• PROMPT: Copy the material that follows word for word and omit its pictures.

• COLLECTED MATERIAL:
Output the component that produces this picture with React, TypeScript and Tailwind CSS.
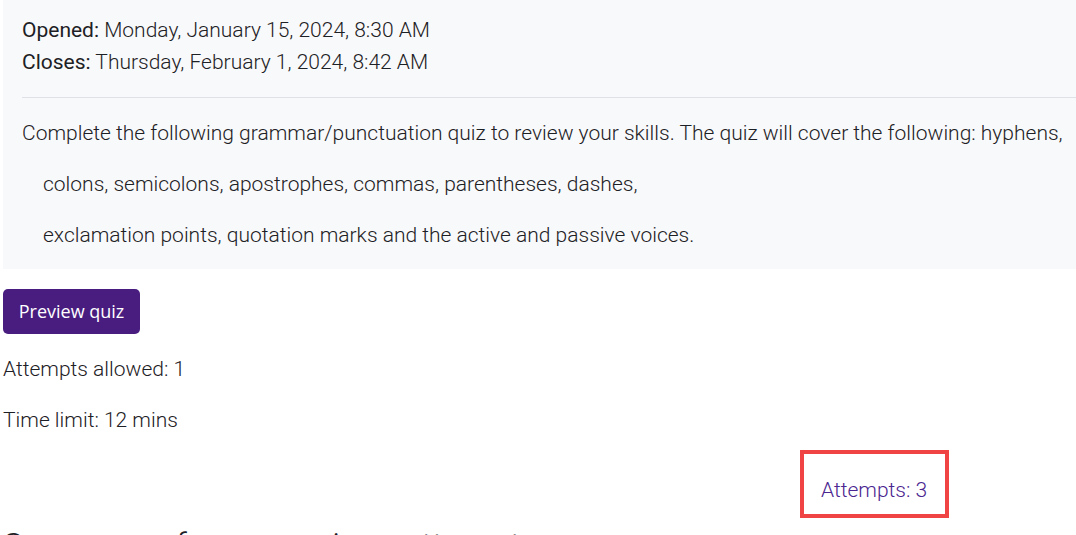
export default function App() {
  return (
    <div className="min-h-screen bg-white pl-[3px] text-[#1d2125] font-['Roboto',sans-serif] font-light overflow-hidden">
      {/* Dates + description */}
      <div className="bg-[#f8f9fa] pl-[19px] pt-[14px] pb-[18px]">
        <div className="text-[21px] leading-[32px]">
          <div>
            <span className="font-normal">Opened:</span> Monday, January 15, 2024, 8:30 AM
          </div>
          <div>
            <span className="font-normal">Closes:</span> Thursday, February 1, 2024, 8:42 AM
          </div>
        </div>
        <hr className="mt-[19px] border-0 border-t border-[#dee2e6]" />
        <div className="mt-[19px] flex flex-col gap-[19px] text-[21px] leading-[32px]">
          <p>Complete the following grammar/punctuation quiz to review your skills. The quiz will cover the following: hyphens,</p>
          <p className="pl-[21px]">colons, semicolons, apostrophes, commas, parentheses, dashes,</p>
          <p className="pl-[21px]">exclamation points, quotation marks and the active and passive voices.</p>
        </div>
      </div>

      {/* Actions */}
      <button className="mt-[20px] h-[45px] w-[137px] rounded-[5px] bg-[#491d80] text-white text-[18px] font-normal font-['Open_Sans',sans-serif]">
        Preview quiz
      </button>

      <div className="mt-[19px] flex flex-col gap-[19px] text-[21px] leading-[32px]">
        <p>Attempts allowed: 1</p>
        <p>Time limit: 12 mins</p>
      </div>

      <div className="mt-[14px] ml-[797px] h-[68px] w-[149px] border-4 border-[#f04444] pl-[17px] pt-[20px]">
        <a href="#" className="text-[21px] leading-[32px] text-[#4b2690]">Attempts: 3</a>
      </div>

      <h2 className="mt-[7px] text-[34px] leading-[40px] font-light">Summary of your previous attempts</h2>
    </div>
  );
}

• RESPONSE:
Output the component that produces this picture with React, TypeScript and Tailwind CSS.
export default function App() {
  return (
    <div className="min-h-screen bg-white pl-[3px] text-[#1d2125] font-['Roboto',sans-serif] font-light overflow-hidden">
      {/* Dates + description */}
      <div className="bg-[#f8f9fa] pl-[19px] pt-[14px] pb-[18px]">
        <div className="text-[21px] leading-[32px]">
          <div>
            <span className="font-normal">Opened:</span> Monday, January 15, 2024, 8:30 AM
          </div>
          <div>
            <span className="font-normal">Closes:</span> Thursday, February 1, 2024, 8:42 AM
          </div>
        </div>
        <hr className="mt-[19px] border-0 border-t border-[#dee2e6]" />
        <div className="mt-[19px] flex flex-col gap-[19px] text-[21px] leading-[32px]">
          <p>Complete the following grammar/punctuation quiz to review your skills. The quiz will cover the following: hyphens,</p>
          <p className="pl-[21px]">colons, semicolons, apostrophes, commas, parentheses, dashes,</p>
          <p className="pl-[21px]">exclamation points, quotation marks and the active and passive voices.</p>
        </div>
      </div>

      {/* Actions */}
      <button className="mt-[20px] h-[45px] w-[137px] rounded-[5px] bg-[#491d80] text-white text-[18px] font-normal font-['Open_Sans',sans-serif]">
        Preview quiz
      </button>

      <div className="mt-[19px] flex flex-col gap-[19px] text-[21px] leading-[32px]">
        <p>Attempts allowed: 1</p>
        <p>Time limit: 12 mins</p>
      </div>

      <div className="mt-[14px] ml-[797px] h-[68px] w-[149px] border-4 border-[#f04444] pl-[17px] pt-[20px]">
        <a href="#" className="text-[21px] leading-[32px] text-[#4b2690]">Attempts: 3</a>
      </div>

      <h2 className="mt-[7px] text-[34px] leading-[40px] font-light">Summary of your previous attempts</h2>
    </div>
  );
}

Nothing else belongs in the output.